The album features some of the best recordings put out by the band during the '80's. I think of it as one of the band's best albums. Well, I don't know why, but I prefer "THE CATCH"...yes, I don't know why; I like it, simply.
This work is harder than the previous, with a similar style, but with a point of firmness, which is visible in songs like "Hit the Fan"; my favorite, the epic "Just Another Heartache"; "Cinema" and "Other Side of You".
The compositions that can be connected with the anterior maybe are "Juliet" (the "Road to Nowhere" twin), "One From the Heart" or "Salty, Salty".
A song that I'll never forget is the epic ballad "A Veteran's Song"; I suggest a listening of it on one occasion in the life at the very least.
A Little bit hard '90s Album | Reviewer: Chris A. Jimenez------ About the album Move Me performed by Nazareth
The appropriate follow-up of "NO JIVE", that shows a very similar technique, even this album sounds a little bit harder than the previous.
The '80's influences that exhibited songs like "Cover your Heart" or "Lap of Luxury" now the band blow it up with scores of power and dynamism. It's a get-up-and-go album that entertains a lot...who said that Nazareth couldn't make you sweat?
Another handful of tough songs, similar to an AC/DC style; "Rip It Up", "Can't Shake those Shakes", "Let me Be your Dog" and "Crack me Up!", for example. And one that I think is the AC/DC's "Rock your Heart Out" opponent: "Steamroller". You see, Mr. McCafferty screaming like Mr. Johnson. But Nazareth does something than the other band not: ballads; a sweet ballads, well, it's Nazareth, so we can listen "Move Me" and Burning Down" unworriedly.

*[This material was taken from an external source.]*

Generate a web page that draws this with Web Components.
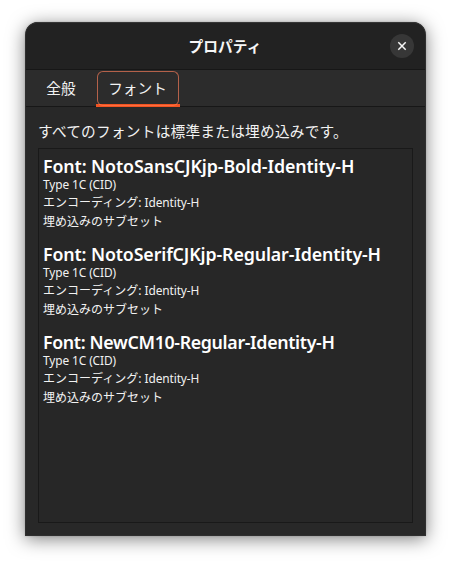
<!DOCTYPE html>
<html lang="ja">
<head>
<meta charset="utf-8">
<title>プロパティ</title>
<style>
body { margin: 0; background: #fff; font-family: "Noto Sans", "Noto Sans CJK JP", sans-serif; }
</style>
</head>
<body>
<properties-dialog></properties-dialog>
<script>
const define = (name, html) => customElements.define(name, class extends HTMLElement {
  constructor() {
    super();
    this.attachShadow({ mode: 'open' }).innerHTML = html;
  }
});

define('close-button', `
<style>
:host { display: block; width: 24px; height: 24px; border-radius: 50%; background: #373737; }
svg { display: block; }
</style>
<svg width="24" height="24" viewBox="0 0 24 24"><path d="M8.3 8.3l7.4 7.4M15.7 8.3l-7.4 7.4" stroke="#f7f7f7" stroke-width="1.5" fill="none"/></svg>`);

define('title-bar', `
<style>
:host { display: grid; grid-template-columns: 36px 1fr 35px; align-items: center; background: #222; border-top: 1px solid #363636; border-bottom: 1px solid #171717; box-sizing: border-box; height: 48px; color: #f7f7f7; }
.title { grid-column: 2; text-align: center; font: bold 14.67px/22px "Noto Sans CJK JP", sans-serif; letter-spacing: .1px; padding-right: 2px; }
</style>
<div class="title"><slot></slot></div><close-button></close-button>`);

define('tab-item', `
<style>
:host { display: block; box-sizing: border-box; width: 84px; height: 36px; font: 14.67px/22px "Noto Sans CJK JP", sans-serif; color: #f2f2f2; }
:host([short]) { width: 70px; }
.face { box-sizing: border-box; height: 35px; margin: 0 1px; border: 1px solid transparent; border-radius: 6px; text-align: center; padding-top: 5px; }
:host([active]) { background: linear-gradient(#f05423, #f05423) bottom / 100% 3px no-repeat; }
:host([active]) .face { border-color: #b4614a; border-bottom-color: #ff6c3c; padding-right: 1px; }
</style>
<div class="face"><slot></slot></div>`);

define('tab-bar', `
<style>
:host { display: flex; box-sizing: border-box; height: 37px; padding: 1px 0 0; background: #2c2c2c; border-bottom: 1px solid #171717; }
</style>
<slot></slot>`);

define('font-entry', `
<style>
:host { display: block; height: 88px; color: #f2f2f2; font-size: 12px; }
h2 { margin: 0; font-size: 17.8px; line-height: 22px; font-weight: 600; color: #fff; white-space: nowrap; padding-top: 6px; letter-spacing: var(--tracking, 0); }
p { margin: 0; line-height: 18px; white-space: nowrap; }
.type { line-height: 15px; }
.enc { padding-top: 1px; }
.sub { line-height: 19px; }
.latin { font-size: 11.9px; letter-spacing: -.1px; }
</style>
<h2><slot></slot></h2>
<p class="type latin">Type 1C (CID)</p>
<p class="enc">エンコーディング: <span class="latin">Identity-H</span></p>
<p class="sub">埋め込みのサブセット</p>`);

define('font-list', `
<style>
:host { display: block; box-sizing: border-box; width: 375px; height: 375px; border: 1px solid #191919; background: #272727; padding-left: 4px; }
</style>
<slot></slot>`);

define('properties-dialog', `
<style>
:host { display: block; box-sizing: border-box; height: 564px; padding: 22px 25px; overflow: hidden; }
.window { box-sizing: border-box; width: 401px; height: 514px; background: #282828; border: 1px solid #2f2f2f; border-top: 0; border-radius: 13px 13px 0 0; box-shadow: 0 3px 18px rgba(0,0,0,.5), 0 0 2px rgba(0,0,0,.2); }
title-bar { border-radius: 12px 12px 0 0; }
.content { padding: 0 12px; }
.summary { height: 41px; box-sizing: border-box; padding-top: 13px; font: 14.67px/22px "Noto Sans CJK JP", sans-serif; letter-spacing: .25px; color: #f2f2f2; white-space: nowrap; }
.sans { --tracking: -.1px; }
.serif { --tracking: -.12px; }
.cm { --tracking: -.34px; }
</style>
<div class="window">
<title-bar>プロパティ</title-bar>
<tab-bar><tab-item short>全般</tab-item><tab-item active>フォント</tab-item></tab-bar>
<div class="content">
<div class="summary">すべてのフォントは標準または埋め込みです。</div>
<font-list>
<font-entry class="sans">Font: NotoSansCJKjp-Bold-Identity-H</font-entry>
<font-entry class="serif">Font: NotoSerifCJKjp-Regular-Identity-H</font-entry>
<font-entry class="cm">Font: NewCM10-Regular-Identity-H</font-entry>
</font-list>
</div>
</div>`);
</script>
</body>
</html>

Yes, the Nazareth AOR's trace always will be here anyway, with compositions like the peculiar "Demon Alcohol" or the wonderful "Bring It on Home to Mama".
A great '90's "hard rock" record (forget the f****ng "grunge" and the "groove metal" of Pantera and Machine Head and pin your ears back with albums and bands like this...incomparable).